Für die Cebit in Hannover hat unsereiner nie Zeit. Schon auf die Expo bin ich nur geraten, weil meine Maschine auf dem Flug in ein schöneres Gebiet wegen einer technischen Panne damals einen Zwangsaufenthalt in der Landeshauptstadt einlegte. Hat sich übrigens gelohnt. Vielleicht hatten die Expo-Fritzen ja da mit den Chartergesellschaften einen besonderen Deal gemacht.

Für die Cebit gab es leider kein internationales Flugpannenabkommen, was insofern verwunderlich ist, als alles, was man über die Messe so liest, den Pannenaspekt in der Welt der Computer groß herausstellt. Wenn ich den allgemeinen Trend richtig erfasst habe, heißt das große Problem, an dem sowohl Hersteller wie Nutzer (und Trendforscher) derzeit zu knabbern haben, „Featuritis“. Die einen können gar nicht genug „Features“ in ihre Geräte oder Software hineinpacken, die anderen jammern, weil sie immer mehr Schmarrn lernen müssen und selbst bloßes Telefonieren heute zu einer Knopfdruckorgie werden kann, bei der dann meistens auch noch etwas schief geht.

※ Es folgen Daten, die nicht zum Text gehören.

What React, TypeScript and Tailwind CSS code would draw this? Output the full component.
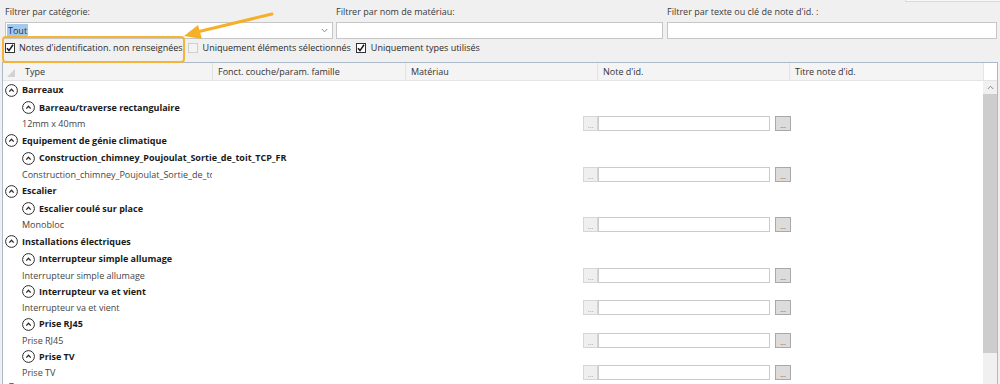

Mein Flugzeug ist vielleicht damals auch nur deswegen in Hannover liegen geblieben, weil der Pilot auf dem Bordcomputer herumgespielt hat, statt einfach geradewegs in die Karibik zu düsen. Neulich habe ich mal wieder „Das Testament des Dr. Mabuse“ von 1933 gesehen und das schöne Telefon bewundert, das der Kriminalkommissar da benutzte. Mit einem Handy oder einem Laptop hätte er den verrückten Verbrecher bestimmt nie erwischt, weil er sich sicher heillos verfeaturt hätte. Wegen der vielen klugen Cebit-Artikel in dieser Woche kam mir dann die Frage in den Sinn, was Dr. Mabuse mit seinen Plänen zur „Weltherrschaft des Verbrechens“ wohl heute gemacht hätte. Welche Chancen hätte Mabuse – oft als eine frühe Metapher auf Adolf Hitler gesehen – als „dr.mabuse.org“ im Netz?

Erhellend und auch beruhigend ist in diesem Zusammenhang, was der Kommunikationstheoretiker Norbert Bolz anlässlich der Cebit über das Internet sagt. Bolz stellt fest, dass der „Global Gossip“ heute die entscheidende Nutzungsart des Mediums sei. Klatsch und Tratsch – schon immer das „wichtigste Schmiermittel der Gesellschaft“ – hätten sich durch die Elektronik globalisiert, machten die „Fernstenliebe“ attraktiv und uns alle zwar nicht zu Welt-, aber doch zu Netzbürgern. Was bei den Affen das „Grooming“, das gegenseitige Pflegen und Kraulen, sei, das seien für den Menschen Geschwätz und Klatsch: Sie dienten dem Gemeinschaftssinn, der Geselligkeit, ja der Bildung moralischer Standards. Nur dass das heute eben zunehmend in Talkshows oder im Internet geschehe, bei Letzterem sogar ohne jede redaktionelle Einschränkung – affenschnell, weltweit und wahllos.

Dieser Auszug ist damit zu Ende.